### PROBLEM REQUIREMENTS
From the data that follows, report how many lines hold the string "size", giving only the number.

### SUPPLIED MATERIAL
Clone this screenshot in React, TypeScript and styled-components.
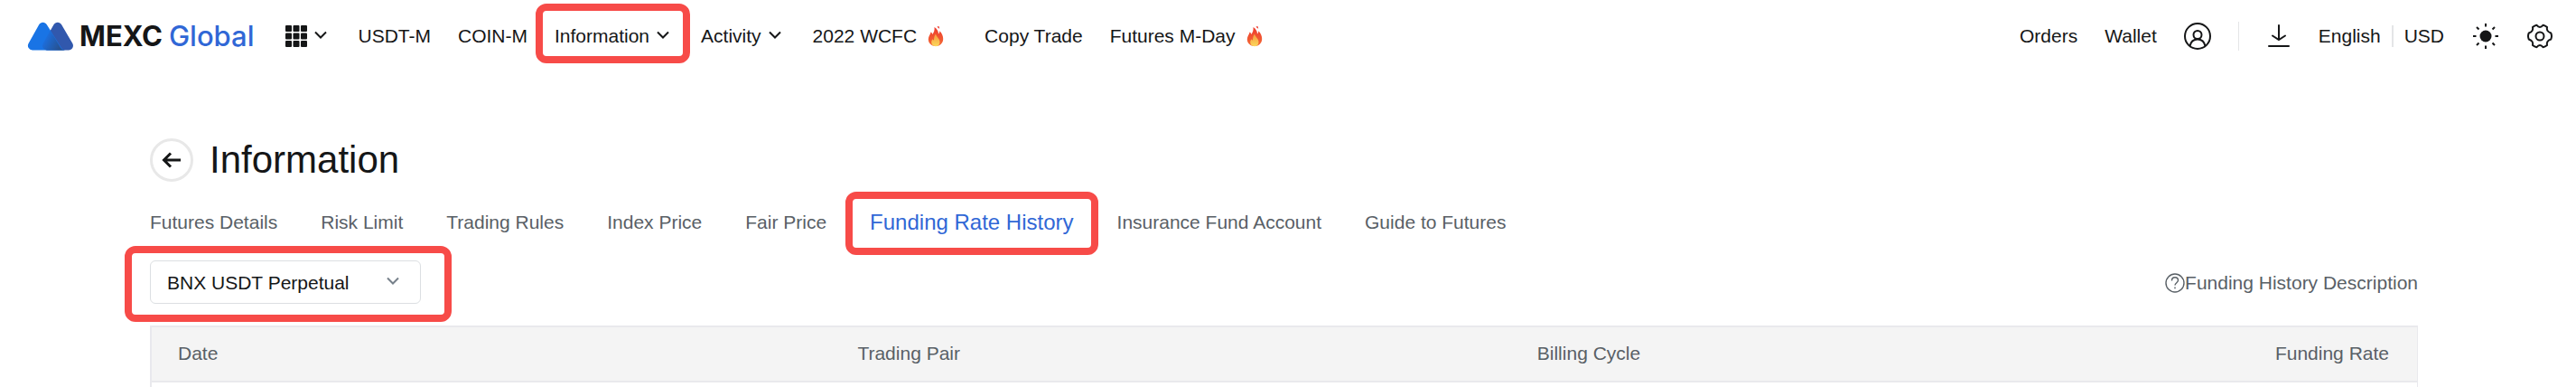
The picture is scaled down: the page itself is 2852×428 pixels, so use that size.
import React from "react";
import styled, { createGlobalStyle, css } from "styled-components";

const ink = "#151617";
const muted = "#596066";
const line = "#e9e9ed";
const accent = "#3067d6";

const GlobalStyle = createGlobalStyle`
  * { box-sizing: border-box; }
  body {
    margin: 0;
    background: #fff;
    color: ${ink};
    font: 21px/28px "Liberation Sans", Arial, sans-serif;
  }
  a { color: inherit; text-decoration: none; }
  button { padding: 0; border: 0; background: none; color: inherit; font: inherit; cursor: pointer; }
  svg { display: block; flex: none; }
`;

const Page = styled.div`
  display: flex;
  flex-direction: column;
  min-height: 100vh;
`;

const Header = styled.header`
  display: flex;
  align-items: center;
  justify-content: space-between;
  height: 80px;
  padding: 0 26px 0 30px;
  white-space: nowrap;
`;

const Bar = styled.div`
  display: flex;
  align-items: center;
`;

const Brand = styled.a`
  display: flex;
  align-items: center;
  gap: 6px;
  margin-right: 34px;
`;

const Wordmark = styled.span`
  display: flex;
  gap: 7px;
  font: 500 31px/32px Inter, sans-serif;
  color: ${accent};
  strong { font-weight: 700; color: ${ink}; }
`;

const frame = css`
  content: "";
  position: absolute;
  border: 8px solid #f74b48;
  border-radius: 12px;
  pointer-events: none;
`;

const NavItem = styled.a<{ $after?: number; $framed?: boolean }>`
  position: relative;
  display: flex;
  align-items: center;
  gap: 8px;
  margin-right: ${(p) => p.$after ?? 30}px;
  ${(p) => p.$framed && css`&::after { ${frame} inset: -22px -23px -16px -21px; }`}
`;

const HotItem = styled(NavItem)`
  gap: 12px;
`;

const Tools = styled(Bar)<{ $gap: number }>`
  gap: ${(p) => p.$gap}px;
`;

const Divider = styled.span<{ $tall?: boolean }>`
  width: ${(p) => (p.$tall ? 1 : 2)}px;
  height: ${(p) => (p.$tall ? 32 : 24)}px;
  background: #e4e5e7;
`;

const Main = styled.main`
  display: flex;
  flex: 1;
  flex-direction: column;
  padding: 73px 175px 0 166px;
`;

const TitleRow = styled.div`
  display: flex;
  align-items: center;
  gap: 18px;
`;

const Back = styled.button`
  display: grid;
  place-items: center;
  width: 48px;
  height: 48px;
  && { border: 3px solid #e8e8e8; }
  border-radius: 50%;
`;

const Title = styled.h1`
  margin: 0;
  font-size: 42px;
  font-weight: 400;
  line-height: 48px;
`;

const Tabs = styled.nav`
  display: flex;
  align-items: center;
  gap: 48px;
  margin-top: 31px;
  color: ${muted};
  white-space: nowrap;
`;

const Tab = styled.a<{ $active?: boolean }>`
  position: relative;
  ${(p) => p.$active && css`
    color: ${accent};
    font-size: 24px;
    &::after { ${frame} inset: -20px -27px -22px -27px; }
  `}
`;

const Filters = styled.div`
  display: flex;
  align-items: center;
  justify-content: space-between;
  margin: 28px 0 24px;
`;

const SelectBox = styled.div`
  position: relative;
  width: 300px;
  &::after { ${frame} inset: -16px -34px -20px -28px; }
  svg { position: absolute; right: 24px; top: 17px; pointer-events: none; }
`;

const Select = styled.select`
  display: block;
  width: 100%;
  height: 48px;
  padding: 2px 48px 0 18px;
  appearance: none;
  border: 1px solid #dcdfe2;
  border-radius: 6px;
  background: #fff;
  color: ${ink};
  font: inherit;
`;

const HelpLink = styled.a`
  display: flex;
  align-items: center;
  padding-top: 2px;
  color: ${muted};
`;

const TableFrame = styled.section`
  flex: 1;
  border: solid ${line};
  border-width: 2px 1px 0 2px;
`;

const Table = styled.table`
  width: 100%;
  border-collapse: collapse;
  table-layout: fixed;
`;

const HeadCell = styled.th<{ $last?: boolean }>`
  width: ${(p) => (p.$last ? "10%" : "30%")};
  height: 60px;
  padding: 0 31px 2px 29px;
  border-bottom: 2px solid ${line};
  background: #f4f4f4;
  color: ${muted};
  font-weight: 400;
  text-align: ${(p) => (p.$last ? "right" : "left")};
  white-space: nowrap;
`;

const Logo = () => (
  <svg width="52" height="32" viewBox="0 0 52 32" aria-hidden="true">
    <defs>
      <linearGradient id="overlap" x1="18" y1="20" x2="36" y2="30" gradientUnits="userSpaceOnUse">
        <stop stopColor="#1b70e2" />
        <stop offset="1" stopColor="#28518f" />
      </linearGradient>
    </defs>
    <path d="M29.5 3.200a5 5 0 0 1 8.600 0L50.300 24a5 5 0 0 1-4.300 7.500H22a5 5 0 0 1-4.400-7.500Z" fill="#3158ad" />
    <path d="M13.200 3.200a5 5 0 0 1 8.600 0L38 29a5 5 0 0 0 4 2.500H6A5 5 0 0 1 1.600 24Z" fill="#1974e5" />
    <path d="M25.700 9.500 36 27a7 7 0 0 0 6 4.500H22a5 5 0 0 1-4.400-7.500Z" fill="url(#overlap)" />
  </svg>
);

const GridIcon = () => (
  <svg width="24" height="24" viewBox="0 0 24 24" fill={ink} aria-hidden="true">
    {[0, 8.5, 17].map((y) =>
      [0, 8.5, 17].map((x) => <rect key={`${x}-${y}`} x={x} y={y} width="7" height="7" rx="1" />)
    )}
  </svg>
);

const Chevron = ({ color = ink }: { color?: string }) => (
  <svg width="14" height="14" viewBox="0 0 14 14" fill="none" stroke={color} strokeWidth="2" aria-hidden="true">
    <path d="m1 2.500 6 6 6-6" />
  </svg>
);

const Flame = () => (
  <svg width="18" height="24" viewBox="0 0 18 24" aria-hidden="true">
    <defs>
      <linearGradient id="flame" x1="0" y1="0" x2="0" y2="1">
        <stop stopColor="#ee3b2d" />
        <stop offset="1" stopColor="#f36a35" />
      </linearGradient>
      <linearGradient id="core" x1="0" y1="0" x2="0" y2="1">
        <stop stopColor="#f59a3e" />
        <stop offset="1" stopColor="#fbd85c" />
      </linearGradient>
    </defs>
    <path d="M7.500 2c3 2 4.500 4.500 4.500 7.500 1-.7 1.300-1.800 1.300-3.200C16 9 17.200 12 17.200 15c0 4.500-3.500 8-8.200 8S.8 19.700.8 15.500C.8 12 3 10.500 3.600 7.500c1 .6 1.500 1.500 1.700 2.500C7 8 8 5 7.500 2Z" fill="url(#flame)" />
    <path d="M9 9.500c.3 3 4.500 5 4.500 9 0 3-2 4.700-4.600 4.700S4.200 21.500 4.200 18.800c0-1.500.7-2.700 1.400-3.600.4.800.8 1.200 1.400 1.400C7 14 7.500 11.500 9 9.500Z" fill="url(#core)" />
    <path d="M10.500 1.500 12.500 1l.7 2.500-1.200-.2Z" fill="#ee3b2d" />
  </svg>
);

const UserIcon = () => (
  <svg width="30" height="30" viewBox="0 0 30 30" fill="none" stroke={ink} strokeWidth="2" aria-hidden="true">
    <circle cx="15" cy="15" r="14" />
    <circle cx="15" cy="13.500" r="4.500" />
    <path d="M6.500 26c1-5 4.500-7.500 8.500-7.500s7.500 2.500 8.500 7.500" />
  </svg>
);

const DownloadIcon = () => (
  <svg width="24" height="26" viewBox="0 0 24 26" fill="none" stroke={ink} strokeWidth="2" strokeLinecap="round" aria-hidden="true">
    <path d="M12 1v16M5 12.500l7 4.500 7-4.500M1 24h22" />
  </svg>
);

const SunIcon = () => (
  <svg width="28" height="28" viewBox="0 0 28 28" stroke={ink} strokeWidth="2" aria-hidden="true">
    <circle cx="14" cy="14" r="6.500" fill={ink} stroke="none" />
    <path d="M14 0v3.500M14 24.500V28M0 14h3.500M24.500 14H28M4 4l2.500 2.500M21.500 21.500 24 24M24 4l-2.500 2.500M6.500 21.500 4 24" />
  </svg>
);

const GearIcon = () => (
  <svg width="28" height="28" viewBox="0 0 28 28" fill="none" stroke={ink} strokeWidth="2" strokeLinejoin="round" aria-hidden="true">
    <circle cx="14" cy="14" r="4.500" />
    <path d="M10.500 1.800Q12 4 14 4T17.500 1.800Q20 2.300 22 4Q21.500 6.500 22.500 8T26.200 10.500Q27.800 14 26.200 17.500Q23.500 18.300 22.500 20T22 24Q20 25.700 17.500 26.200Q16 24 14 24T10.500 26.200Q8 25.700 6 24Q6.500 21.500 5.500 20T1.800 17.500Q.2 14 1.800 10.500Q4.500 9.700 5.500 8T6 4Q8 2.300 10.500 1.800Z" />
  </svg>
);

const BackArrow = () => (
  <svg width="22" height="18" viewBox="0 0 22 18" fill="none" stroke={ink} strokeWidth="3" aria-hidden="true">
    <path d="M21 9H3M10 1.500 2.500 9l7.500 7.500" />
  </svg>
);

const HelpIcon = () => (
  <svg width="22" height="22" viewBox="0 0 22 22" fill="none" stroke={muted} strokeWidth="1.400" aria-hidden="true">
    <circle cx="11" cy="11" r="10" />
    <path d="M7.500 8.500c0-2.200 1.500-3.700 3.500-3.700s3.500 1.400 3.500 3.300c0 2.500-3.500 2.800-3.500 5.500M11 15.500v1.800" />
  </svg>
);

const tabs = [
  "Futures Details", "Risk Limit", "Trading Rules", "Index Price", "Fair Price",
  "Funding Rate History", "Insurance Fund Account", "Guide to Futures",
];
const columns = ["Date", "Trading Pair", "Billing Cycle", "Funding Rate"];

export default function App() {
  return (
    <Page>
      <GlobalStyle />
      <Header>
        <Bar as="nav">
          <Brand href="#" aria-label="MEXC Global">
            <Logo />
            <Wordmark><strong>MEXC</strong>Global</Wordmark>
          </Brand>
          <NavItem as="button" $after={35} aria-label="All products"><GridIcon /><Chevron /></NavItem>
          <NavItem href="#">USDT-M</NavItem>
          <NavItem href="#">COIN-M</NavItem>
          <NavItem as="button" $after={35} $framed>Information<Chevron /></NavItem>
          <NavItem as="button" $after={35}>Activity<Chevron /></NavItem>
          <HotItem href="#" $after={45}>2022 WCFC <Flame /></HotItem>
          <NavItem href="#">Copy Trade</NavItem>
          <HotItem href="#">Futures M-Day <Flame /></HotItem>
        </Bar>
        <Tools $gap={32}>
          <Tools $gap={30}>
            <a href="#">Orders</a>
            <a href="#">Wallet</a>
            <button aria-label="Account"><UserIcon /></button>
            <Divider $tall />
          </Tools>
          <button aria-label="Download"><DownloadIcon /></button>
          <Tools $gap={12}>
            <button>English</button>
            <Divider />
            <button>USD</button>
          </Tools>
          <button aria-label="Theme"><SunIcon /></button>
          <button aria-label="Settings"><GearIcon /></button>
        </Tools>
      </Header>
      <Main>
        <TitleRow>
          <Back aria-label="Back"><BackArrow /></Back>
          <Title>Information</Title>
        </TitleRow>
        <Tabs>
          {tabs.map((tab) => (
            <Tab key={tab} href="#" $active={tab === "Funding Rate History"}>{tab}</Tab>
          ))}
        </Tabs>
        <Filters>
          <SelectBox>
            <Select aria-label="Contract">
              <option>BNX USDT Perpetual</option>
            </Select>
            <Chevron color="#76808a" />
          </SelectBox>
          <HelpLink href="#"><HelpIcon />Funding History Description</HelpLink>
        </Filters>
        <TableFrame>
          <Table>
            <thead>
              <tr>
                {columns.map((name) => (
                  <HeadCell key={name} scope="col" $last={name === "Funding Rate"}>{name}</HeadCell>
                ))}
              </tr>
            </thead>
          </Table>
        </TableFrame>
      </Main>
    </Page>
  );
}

### ANSWER FOR THE TASK
3